Tuesday, May 24, 2005

My swift

I can't start knitting the Marging Colors for awhile, but I took a couple of baby steps yesterday in that direction. First of all, I need access to the swift, which has been occupied for fully a year by a half-wound ball of Helen's Lace in a beautiful shade called Pioneer. I bought it for Thomas the Younger's shawl, and decided it was too dark for a baby and so knit the shawl of something else. Winding a skein of Helen's Lace is no joke, and I had no incentive until now to finish the job. (Such winding as I've had to do in the interim, has been done on my knee.)

I got the swift from an antique shop a few years ago -- my husband likes that kind of shopping, I do not, but there it was. I admired it, but it was only as I thought about it afterwards that I decided I wanted it, and went back. It's been very useful, and it looks kinda nice too, I feel. It's certainly nice to have a swift that can serve as part of the furniture and doesn't have to be dismantled.

So now I'm winding Helen's Lace. It'll take a while. My major design books -- Vicki Square's Knitting Great Basics and the Vogue Knitting book -- are in the country assisting with Rachel's striped Koigu, but I think I can start to make some tentative notes about the Merging Colors sweater anyway.
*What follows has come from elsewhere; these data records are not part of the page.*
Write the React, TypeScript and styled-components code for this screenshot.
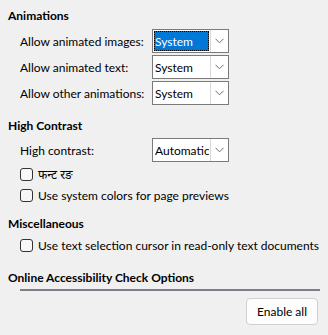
import React from "react"
import styled, { createGlobalStyle } from "styled-components"

const GlobalStyle = createGlobalStyle`
  html, body {
    margin: 0;
    padding: 0;
    background: #f0f0f0;
  }
  body {
    font-family: Lato, "Noto Sans", sans-serif;
    font-size: 12px;
    color: #000;
  }
`

type ComboRow = { label: string; value: string; selected?: boolean }

const animationRows: ComboRow[] = [
  { label: "Allow animated images:", value: "System", selected: true },
  { label: "Allow animated text:", value: "System" },
  { label: "Allow other animations:", value: "System" },
]

const Chevron: React.FC = () => (
  <svg width="9" height="6" viewBox="0 0 9 6">
    <path d="M0.5 0.8 L4.5 4.8 L8.5 0.8" fill="none" stroke="#6b6b6b" strokeWidth="1" />
  </svg>
)

const Combo: React.FC<{ value: string; selected?: boolean }> = ({ value, selected }) => (
  <S.Combo>
    <S.ComboText selected={selected}>{value}</S.ComboText>
    <S.ComboButton>
      <Chevron />
    </S.ComboButton>
  </S.Combo>
)

const Check: React.FC<{ label: string }> = ({ label }) => (
  <S.CheckRow>
    <S.Box />
    <span>{label}</span>
  </S.CheckRow>
)

export default function App() {
  return (
    <S.Page>
      <GlobalStyle />
      <S.Heading>Animations</S.Heading>
      <S.ComboList top={5}>
        {animationRows.map(({ label, value, selected }) => (
          <S.ComboLine key={label}>
            <S.Label>{label}</S.Label>
            <Combo value={value} selected={selected} />
          </S.ComboLine>
        ))}
      </S.ComboList>

      <S.Heading top={13}>High Contrast</S.Heading>
      <S.ComboList top={4}>
        <S.ComboLine>
          <S.Label>High contrast:</S.Label>
          <Combo value="Automatic" />
        </S.ComboLine>
      </S.ComboList>
      <S.Checks top={2}>
        <Check label="फन्ट रङ" />
        <Check label="Use system colors for page previews" />
      </S.Checks>

      <S.Heading top={10}>Miscellaneous</S.Heading>
      <S.Checks top={3}>
        <Check label="Use text selection cursor in read-only text documents" />
      </S.Checks>

      <S.Heading top={14}>Online Accessibility Check Options</S.Heading>
      <S.Separator />
      <S.Actions>
        <S.Button>Enable all</S.Button>
      </S.Actions>
    </S.Page>
  )
}

const S = {
  Page: styled.div`
    display: flex;
    flex-direction: column;
    padding: 8px 8px 0 8px;
    width: 328px;
    height: 335px;
    box-sizing: border-box;
  `,
  Heading: styled.div<{ top?: number }>`
    font-weight: 700;
    font-size: 12px;
    line-height: 16px;
    height: 16px;
    margin-top: ${({ top }) => top || 0}px;
  `,
  ComboList: styled.div<{ top?: number }>`
    display: flex;
    flex-direction: column;
    gap: 2px;
    margin-top: ${({ top }) => top || 0}px;
    padding-left: 12px;
  `,
  ComboLine: styled.div`
    display: grid;
    grid-template-columns: 132px 77px;
    align-items: center;
    height: 24px;
  `,
  Label: styled.span`
    white-space: nowrap;
  `,
  Combo: styled.div`
    display: flex;
    height: 24px;
    box-sizing: border-box;
    border: 1px solid #7a7a7a;
    background: #fff;
  `,
  ComboText: styled.div<{ selected?: boolean }>`
    flex: 1;
    display: flex;
    align-items: center;
    padding-left: 1px;
    margin: 1px 0 1px 1px;
    overflow: hidden;
    white-space: nowrap;
    background: ${({ selected }) => (selected ? "#0078d7" : "transparent")};
    color: ${({ selected }) => (selected ? "#fff" : "#000")};
    outline: ${({ selected }) => (selected ? "1px dotted #000" : "none")};
    outline-offset: -1px;
  `,
  ComboButton: styled.div`
    width: 17px;
    display: flex;
    align-items: center;
    justify-content: center;
    border-left: 1px solid #d9d9d9;
    margin-left: 1px;
  `,
  Checks: styled.div<{ top?: number }>`
    display: flex;
    flex-direction: column;
    margin-top: ${({ top }) => top || 0}px;
    padding-left: 12px;
  `,
  CheckRow: styled.div`
    display: flex;
    align-items: center;
    gap: 5px;
    height: 21px;
    white-space: nowrap;
  `,
  Box: styled.span`
    width: 13px;
    height: 13px;
    box-sizing: border-box;
    border: 1px solid #333;
    border-radius: 3px;
    background: #f7f7f7;
    flex: none;
  `,
  Separator: styled.div`
    height: 2px;
    background: #7b7f88;
    margin: 3px 0 0 12px;
  `,
  Actions: styled.div`
    display: flex;
    justify-content: flex-end;
    margin-top: 7px;
    padding-right: 2px;
  `,
  Button: styled.div`
    width: 72px;
    height: 27px;
    box-sizing: border-box;
    display: flex;
    align-items: center;
    justify-content: center;
    background: #fdfdfd;
    border: 1px solid #d0d0d0;
    border-radius: 4px;
  `,
}
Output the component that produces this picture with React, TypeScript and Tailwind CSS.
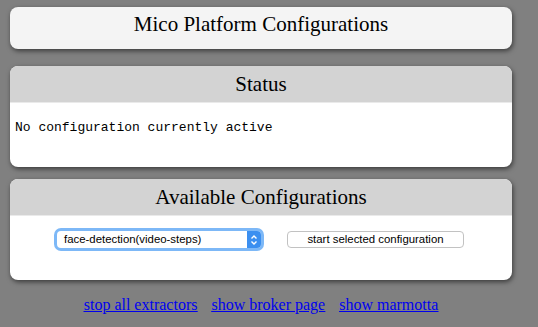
import React from "react";

const serif = "font-['Liberation_Serif','Times_New_Roman',serif]";
const sans = "font-['Liberation_Sans',Arial,sans-serif]";

const Card: React.FC<{ title: string; header?: boolean; children?: React.ReactNode; className?: string }> = ({
  title,
  header = true,
  children,
  className = "",
}) => (
  <div
    className={`ml-[10px] w-[502px] overflow-hidden rounded-[8px] shadow-[1px_2px_5px_rgba(0,0,0,0.55)] ${
      header ? "bg-white" : "bg-[#f4f4f4]"
    } ${className}`}
  >
    <div
      className={`flex items-center justify-center text-[21px] leading-none text-black ${serif} ${
        header ? "h-[37px] border-b border-[#eaeaea] bg-[#d3d3d3]" : "h-[34px] pt-[1px]"
      }`}
    >
      {title}
    </div>
    {children}
  </div>
);

export default function App() {
  return (
    <div className="h-[327px] w-[538px] bg-[#808080] pt-[7px]">
      <Card title="Mico Platform Configurations" header={false} className="h-[42px]" />

      <Card title="Status" className="mt-[17px] h-[101px]">
        <p className="pl-[5px] pt-[15px] font-['Liberation_Mono','Courier_New',monospace] text-[13px] text-black">
          No configuration currently active
        </p>
      </Card>

      <Card title="Available Configurations" className="mt-[12px] h-[101px]">
        <div className="flex items-center pl-[47px] pt-[15px]">
          <div className="flex h-[17px] w-[204px] items-center rounded-[4px] bg-white shadow-[0_0_0_3px_#7db8f7]">
            <span className={`flex-1 pl-[7px] text-[11.4px] leading-none text-black ${sans}`}>
              face-detection(video-steps)
            </span>
            <span className="flex h-full w-[14px] items-center justify-center rounded-r-[4px] bg-[#3b8ff0]">
              <svg width="8" height="12" viewBox="0 0 8 12" fill="none" stroke="white" strokeWidth="1.4">
                <path d="M1.5 4.5 L4 2 L6.5 4.5" />
                <path d="M1.5 7.5 L4 10 L6.5 7.5" />
              </svg>
            </span>
          </div>
          <button
            className={`ml-[26px] h-[17px] w-[177px] rounded-[4px] border border-[#c2c2c2] bg-white text-[11.4px] leading-none text-black ${sans}`}
          >
            start selected configuration
          </button>
        </div>
      </Card>

      <div className={`mt-[13px] flex w-[522px] justify-center gap-[14px] text-[16px] text-[#0000ee] underline ${serif}`}>
        <a href="#">stop all extractors</a>
        <a href="#">show broker page</a>
        <a href="#">show marmotta</a>
      </div>
    </div>
  );
}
Hoffentlich, by the time the decks are clear and I'm ready to start knitting, I'll have something to knit.

Non-Knit

... but sort of following on with the theme of shopping. Alexander (father of Jamie and Thomas-the-Younger) rang up yesterday to tell us he had recently seen a picture in a charity shop window which looked to him like Graham Sutherland (major British 20th century). He went by a couple of days later and it was still there so he went in for a closer look, and found that it was signed "GS '58". It was priced at a tenner, and Alexander tried to buy it, but the man turned it over and found "Graham Sutherland" written on the back, and withdrew it from sale.

I passed the telephone to my husband at the point where "GS '58" was mentioned, and heard the end of the story from him. He was sorry Alexander failed to get the picture, but since Alexander (who collects modern art) didn't want it for his own walls, my husband really wasn't much agitated by the near miss. Evincing thereby, I think, a genuine simplicity of spirit. If the picture is by Sutherland -- the anecdote I have related is suggestive, but proves nothing -- Alexander could have sold it for a five-figure sum, maybe six, I don't really know. My husband is not senile, nor utterly unworldly, but art is much more important to him than money.